Out-of-core sharding and merging of large AnnData files with minimal memory usage.

Diagram

Large single-cell datasets stored as .h5ad or .zarr files can easily exceed available RAM. annslicer slices them into manageable shards — and merges them back — without loading full matrices into memory. It uses best practices from anndata with a few small speed improvements for random shuffling.

Consolidates best practices into a simple command-line tool.

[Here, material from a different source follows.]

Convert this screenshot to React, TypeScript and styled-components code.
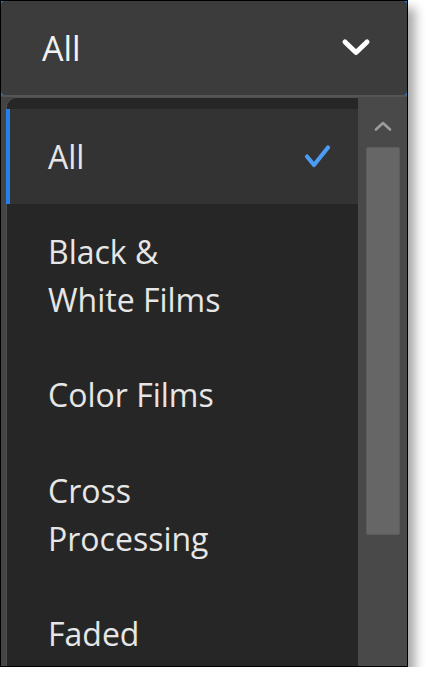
import styled, { createGlobalStyle } from 'styled-components';

const GlobalStyle = createGlobalStyle`
  body {
    margin: 0;
    background: #ffffff;
    font-family: 'Open Sans', 'Liberation Sans', sans-serif;
  }
`;

const Frame = styled.div`
  width: 408px;
  height: 667px;
  box-sizing: border-box;
  border: 1px solid #000;
  display: flex;
  flex-direction: column;
  background: #474747;
  box-shadow: 7px 8px 10px rgba(0, 0, 0, 0.35);
  overflow: hidden;
`;

const FocusRing = styled.div`
  background: #2680eb;
`;

const Trigger = styled.button`
  width: 100%;
  height: 94px;
  display: flex;
  align-items: center;
  justify-content: space-between;
  padding: 0 36px 0 41px;
  box-sizing: border-box;
  border: none;
  border-radius: 4px;
  background: #3c3c3c;
  color: #f2f2f2;
  font-family: inherit;
  font-size: 34px;
  cursor: pointer;
`;

const Popover = styled.div`
  flex: 1;
  min-height: 0;
  display: flex;
  padding-left: 5px;
  border-top: 2px solid #555;
  background: #444;
`;

const List = styled.ul`
  flex: 1;
  margin: 0;
  padding: 12px 0 0;
  list-style: none;
  background: #262626;
  border-top-left-radius: 9px;
  box-shadow: inset 1px 1px 0 #4e4e4e;
  overflow: hidden;
`;

const Item = styled.li<{ $selected?: boolean }>`
  position: relative;
  display: flex;
  align-items: center;
  justify-content: space-between;
  padding: 23.7px 26px 23.7px 42px;
  background: ${({ $selected }) => ($selected ? '#333333' : 'transparent')};
  color: #e6e6e6;
  font-size: 32px;
  line-height: 48px;

  &::before {
    content: '';
    position: absolute;
    left: 0;
    top: 0;
    bottom: 0;
    width: 4px;
    background: ${({ $selected }) => ($selected ? '#2680eb' : 'transparent')};
  }
`;

const Label = styled.span`
  max-width: 186px;
`;

const ScrollTrack = styled.div`
  width: 49px;
  display: flex;
  flex-direction: column;
  align-items: center;
  padding-top: 24px;
  background: #494949;
`;

const ScrollThumb = styled.div`
  width: 34px;
  height: 388px;
  margin-top: 16px;
  box-sizing: border-box;
  background: #666;
  border: 1px solid #5c5c5c;
  border-radius: 2px;
`;

const options = ['All', 'Black & White Films', 'Color Films', 'Cross Processing', 'Faded'];

function ChevronDown() {
  return (
    <svg width="30" height="20" viewBox="0 0 30 20">
      <path d="M4 4 L15 14.5 L26 4" fill="none" stroke="#fff" strokeWidth="5" strokeLinecap="round" strokeLinejoin="round" />
    </svg>
  );
}

function CheckMark() {
  return (
    <svg width="28" height="26" viewBox="0 0 28 26">
      <path d="M3 12.5 L10 21 L24 3.5" fill="none" stroke="#4b9cf5" strokeWidth="4.2" strokeLinecap="round" strokeLinejoin="round" />
    </svg>
  );
}

function ChevronUp() {
  return (
    <svg width="18" height="10" viewBox="0 0 18 10">
      <path d="M2 8.5 L9 2 L16 8.5" fill="none" stroke="#9c9c9c" strokeWidth="2.6" strokeLinecap="round" strokeLinejoin="round" />
    </svg>
  );
}

export default function App() {
  const selected = 'All';

  return (
    <>
      <GlobalStyle />
      <Frame>
        <FocusRing>
          <Trigger>
            <span>{selected}</span>
            <ChevronDown />
          </Trigger>
        </FocusRing>
        <Popover>
          <List>
            {options.map((option) => (
              <Item key={option} $selected={option === selected}>
                <Label>{option}</Label>
                {option === selected && <CheckMark />}
              </Item>
            ))}
          </List>
          <ScrollTrack>
            <ChevronUp />
            <ScrollThumb />
          </ScrollTrack>
        </Popover>
      </Frame>
    </>
  );
}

annslicer slice input.h5ad output_prefix
annslicer merge output.h5ad shard_0.h5ad shard_1.h5ad

Features

  • Shards and merges X, all layers, obs, var, obsm, and uns
  • Handles both dense and sparse (CSR) matrices
  • Constant, low memory footprint regardless of file size
  • Input supports both .h5ad and .zarr formats for slicing
  • Merge output supports both .h5ad and .zarr formats
  • Optional cell shuffling (--shuffle) for representative shards without loading the full matrix
  • Simple CLI and Python API

Installation

pip install annslicer

For Zarr input/output support (optional):

pip install annslicer[zarr]

CLI Usage

annslicer provides two subcommands: slice and merge.

Sharding a large file

annslicer slice input.h5ad output_prefix --size 10000

Both .h5ad and .zarr inputs are supported.

Argument Description
input.h5ad or input.zarr Path to the source file
output_prefix Prefix for output files (e.g. atlasatlas_shard001.h5ad, …)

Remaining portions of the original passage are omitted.